→ **Aim of the task**:
Exclude images, then output the remaining data verbatim.

→ **Material**:
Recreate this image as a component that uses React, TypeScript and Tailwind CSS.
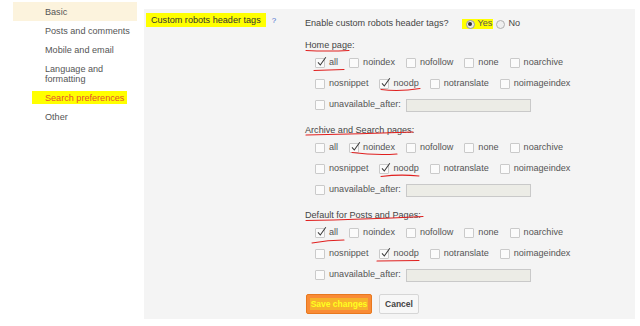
import React from "react";

const font = "font-['Liberation_Sans','Arial',sans-serif]";

const navItems = [
  { label: "Basic", active: true },
  { label: "Posts and comments" },
  { label: "Mobile and email" },
  { label: "Language and formatting", wrap: true },
  { label: "Search preferences", marked: true },
  { label: "Other" },
];

type Opt = { label: string; checked?: boolean };

function Checkbox({ checked }: { checked?: boolean }) {
  return (
    <span className="relative inline-block h-[10px] w-[10px] shrink-0 rounded-[1px] border border-[#cacaca] bg-[#fbfbfb]">
      {checked && (
        <svg className="absolute left-[0px] top-[-3px]" width="12" height="12" viewBox="0 0 12 12">
          <path d="M2 6.3 L4.3 9 L9.8 1.2" fill="none" stroke="#3a3a3a" strokeWidth="1.05" />
        </svg>
      )}
    </span>
  );
}

function Option({ label, checked }: Opt) {
  return (
    <span className="flex items-center gap-[4px]">
      <Checkbox checked={checked} />
      <span>{label}</span>
    </span>
  );
}

function Section({ title, row1, row2, first }: { title: string; row1: Opt[]; row2: Opt[]; first?: boolean }) {
  return (
    <div className={first ? "mt-[9px]" : "mt-[12px]"}>
      <div className="h-[12px] leading-[12px] text-[#444]">{title}</div>
      <div className="mt-[5px] flex h-[14px] items-center gap-[11px] pl-[10px] text-[#555]">
        {row1.map((o) => (
          <Option key={o.label} {...o} />
        ))}
      </div>
      <div className="mt-[7px] flex h-[14px] items-center gap-[11px] pl-[10px] text-[#555]">
        {row2.map((o) => (
          <Option key={o.label} {...o} />
        ))}
      </div>
      <div className="mt-[7px] flex h-[14px] items-center gap-[5px] pl-[10px] text-[#555]">
        <Option label="unavailable_after:" />
        <span className="h-[13px] w-[125px] border border-[#c9c9c9] bg-[#ececE6]" />
      </div>
    </div>
  );
}

const base1 = ["all", "noindex", "nofollow", "none", "noarchive"];
const base2 = ["nosnippet", "noodp", "notranslate", "noimageindex"];
const mk = (list: string[], on: string[]) => list.map((l) => ({ label: l, checked: on.includes(l) }));

export default function App() {
  return (
    <div className={`relative flex h-[326px] w-[640px] overflow-hidden bg-white text-[9.1px] ${font}`}>
      <aside className="w-[144px] shrink-0 pt-[2px] pl-[13px]">
        {navItems.map((item) => (
          <div
            key={item.label}
            className={`w-[124px] py-[4.5px] pl-[32px] leading-[10px] ${item.active ? "bg-[#fcf3dd]" : ""} ${
              item.marked ? "text-[#e4502c]" : "text-[#555]"
            }`}
          >
            {item.marked ? (
              <span className="-ml-[13px] bg-[#ffff00] py-[1.5px] pl-[13px] pr-[3px]">{item.label}</span>
            ) : item.wrap ? (
              <>
                Language and
                <br />
                formatting
              </>
            ) : (
              item.label
            )}
          </div>
        ))}
      </aside>

      <main className="mt-[9px] flex h-[310px] w-[491px] bg-[#f4f4f4]">
        <div className="w-[161px] shrink-0 pl-[2px] pt-[4px]">
          <span className="inline-block h-[14px] bg-[#ffff00] px-[5px] leading-[15px] text-[#333]">
            Custom robots header tags
          </span>
          <span className="ml-[6px] text-[8px] text-[#4a6fd0]">?</span>
        </div>

        <div className="pt-[9px]">
          <div className="flex h-[12px] items-center text-[#444]">
            <span>Enable custom robots header tags?</span>
            <span className="ml-[13px] flex h-[10px] items-center bg-[#ffff00] pl-[4px] pr-[1px] text-[#555]">
              <span className="flex h-[9px] w-[9px] items-center justify-center rounded-full border border-[#9a9a9a] bg-[#e8e8e8]">
                <span className="h-[4px] w-[4px] rounded-full bg-[#333]" />
              </span>
              <span className="ml-[3px]">Yes</span>
            </span>
            <span className="ml-[3px] h-[9px] w-[9px] rounded-full border border-[#b0b0b0] bg-[#efefef]" />
            <span className="ml-[3px]">No</span>
          </div>

          <Section first title="Home page:" row1={mk(base1, ["all"])} row2={mk(base2, ["noodp"])} />
          <Section title="Archive and Search pages:" row1={mk(base1, ["noindex"])} row2={mk(base2, ["noodp"])} />
          <Section title="Default for Posts and Pages:" row1={mk(base1, ["all"])} row2={mk(base2, ["noodp"])} />

          <div className="mt-[12px] flex gap-[7px] pl-[1px]">
            <button className="flex h-[20px] w-[66px] items-center justify-center rounded-[2px] border border-[#e8781e] bg-[#f98b36] text-[8.5px] font-bold">
              <span className="bg-[#f7b12b] px-[1px] text-[#ffff20]">Save changes</span>
            </button>
            <button className="flex h-[20px] w-[40px] items-center justify-center rounded-[2px] border border-[#d6d6d6] bg-[#f7f7f7] text-[8.5px] font-bold text-[#444]">
              Cancel
            </button>
          </div>
        </div>
      </main>

      <svg className="pointer-events-none absolute left-0 top-0" width="640" height="326" viewBox="0 0 640 326">
        <g fill="none" stroke="#e0201f" strokeWidth="1.1" strokeLinecap="round">
          <path d="M306 50.5 Q328 51.5 349 50.5" />
          <path d="M314 70.5 Q330 70 344 69.5" />
          <path d="M381 89.5 Q399 92 420 88.5" />
          <path d="M306 135 Q360 134 413 132" />
          <path d="M352 152.5 Q375 155.5 397 154" />
          <path d="M381 176.5 Q400 174 419 176" />
          <path d="M306 220.5 Q360 219.5 423 216.5" />
          <path d="M312 243 Q328 240 344 240" />
          <path d="M377 261 L419 260.5" />
        </g>
      </svg>
    </div>
  );
}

→ **Exercise result**:
Recreate this image as a component that uses React, TypeScript and Tailwind CSS.
import React from "react";

const font = "font-['Liberation_Sans','Arial',sans-serif]";

const navItems = [
  { label: "Basic", active: true },
  { label: "Posts and comments" },
  { label: "Mobile and email" },
  { label: "Language and formatting", wrap: true },
  { label: "Search preferences", marked: true },
  { label: "Other" },
];

type Opt = { label: string; checked?: boolean };

function Checkbox({ checked }: { checked?: boolean }) {
  return (
    <span className="relative inline-block h-[10px] w-[10px] shrink-0 rounded-[1px] border border-[#cacaca] bg-[#fbfbfb]">
      {checked && (
        <svg className="absolute left-[0px] top-[-3px]" width="12" height="12" viewBox="0 0 12 12">
          <path d="M2 6.3 L4.3 9 L9.8 1.2" fill="none" stroke="#3a3a3a" strokeWidth="1.05" />
        </svg>
      )}
    </span>
  );
}

function Option({ label, checked }: Opt) {
  return (
    <span className="flex items-center gap-[4px]">
      <Checkbox checked={checked} />
      <span>{label}</span>
    </span>
  );
}

function Section({ title, row1, row2, first }: { title: string; row1: Opt[]; row2: Opt[]; first?: boolean }) {
  return (
    <div className={first ? "mt-[9px]" : "mt-[12px]"}>
      <div className="h-[12px] leading-[12px] text-[#444]">{title}</div>
      <div className="mt-[5px] flex h-[14px] items-center gap-[11px] pl-[10px] text-[#555]">
        {row1.map((o) => (
          <Option key={o.label} {...o} />
        ))}
      </div>
      <div className="mt-[7px] flex h-[14px] items-center gap-[11px] pl-[10px] text-[#555]">
        {row2.map((o) => (
          <Option key={o.label} {...o} />
        ))}
      </div>
      <div className="mt-[7px] flex h-[14px] items-center gap-[5px] pl-[10px] text-[#555]">
        <Option label="unavailable_after:" />
        <span className="h-[13px] w-[125px] border border-[#c9c9c9] bg-[#ececE6]" />
      </div>
    </div>
  );
}

const base1 = ["all", "noindex", "nofollow", "none", "noarchive"];
const base2 = ["nosnippet", "noodp", "notranslate", "noimageindex"];
const mk = (list: string[], on: string[]) => list.map((l) => ({ label: l, checked: on.includes(l) }));

export default function App() {
  return (
    <div className={`relative flex h-[326px] w-[640px] overflow-hidden bg-white text-[9.1px] ${font}`}>
      <aside className="w-[144px] shrink-0 pt-[2px] pl-[13px]">
        {navItems.map((item) => (
          <div
            key={item.label}
            className={`w-[124px] py-[4.5px] pl-[32px] leading-[10px] ${item.active ? "bg-[#fcf3dd]" : ""} ${
              item.marked ? "text-[#e4502c]" : "text-[#555]"
            }`}
          >
            {item.marked ? (
              <span className="-ml-[13px] bg-[#ffff00] py-[1.5px] pl-[13px] pr-[3px]">{item.label}</span>
            ) : item.wrap ? (
              <>
                Language and
                <br />
                formatting
              </>
            ) : (
              item.label
            )}
          </div>
        ))}
      </aside>

      <main className="mt-[9px] flex h-[310px] w-[491px] bg-[#f4f4f4]">
        <div className="w-[161px] shrink-0 pl-[2px] pt-[4px]">
          <span className="inline-block h-[14px] bg-[#ffff00] px-[5px] leading-[15px] text-[#333]">
            Custom robots header tags
          </span>
          <span className="ml-[6px] text-[8px] text-[#4a6fd0]">?</span>
        </div>

        <div className="pt-[9px]">
          <div className="flex h-[12px] items-center text-[#444]">
            <span>Enable custom robots header tags?</span>
            <span className="ml-[13px] flex h-[10px] items-center bg-[#ffff00] pl-[4px] pr-[1px] text-[#555]">
              <span className="flex h-[9px] w-[9px] items-center justify-center rounded-full border border-[#9a9a9a] bg-[#e8e8e8]">
                <span className="h-[4px] w-[4px] rounded-full bg-[#333]" />
              </span>
              <span className="ml-[3px]">Yes</span>
            </span>
            <span className="ml-[3px] h-[9px] w-[9px] rounded-full border border-[#b0b0b0] bg-[#efefef]" />
            <span className="ml-[3px]">No</span>
          </div>

          <Section first title="Home page:" row1={mk(base1, ["all"])} row2={mk(base2, ["noodp"])} />
          <Section title="Archive and Search pages:" row1={mk(base1, ["noindex"])} row2={mk(base2, ["noodp"])} />
          <Section title="Default for Posts and Pages:" row1={mk(base1, ["all"])} row2={mk(base2, ["noodp"])} />

          <div className="mt-[12px] flex gap-[7px] pl-[1px]">
            <button className="flex h-[20px] w-[66px] items-center justify-center rounded-[2px] border border-[#e8781e] bg-[#f98b36] text-[8.5px] font-bold">
              <span className="bg-[#f7b12b] px-[1px] text-[#ffff20]">Save changes</span>
            </button>
            <button className="flex h-[20px] w-[40px] items-center justify-center rounded-[2px] border border-[#d6d6d6] bg-[#f7f7f7] text-[8.5px] font-bold text-[#444]">
              Cancel
            </button>
          </div>
        </div>
      </main>

      <svg className="pointer-events-none absolute left-0 top-0" width="640" height="326" viewBox="0 0 640 326">
        <g fill="none" stroke="#e0201f" strokeWidth="1.1" strokeLinecap="round">
          <path d="M306 50.5 Q328 51.5 349 50.5" />
          <path d="M314 70.5 Q330 70 344 69.5" />
          <path d="M381 89.5 Q399 92 420 88.5" />
          <path d="M306 135 Q360 134 413 132" />
          <path d="M352 152.5 Q375 155.5 397 154" />
          <path d="M381 176.5 Q400 174 419 176" />
          <path d="M306 220.5 Q360 219.5 423 216.5" />
          <path d="M312 243 Q328 240 344 240" />
          <path d="M377 261 L419 260.5" />
        </g>
      </svg>
    </div>
  );
}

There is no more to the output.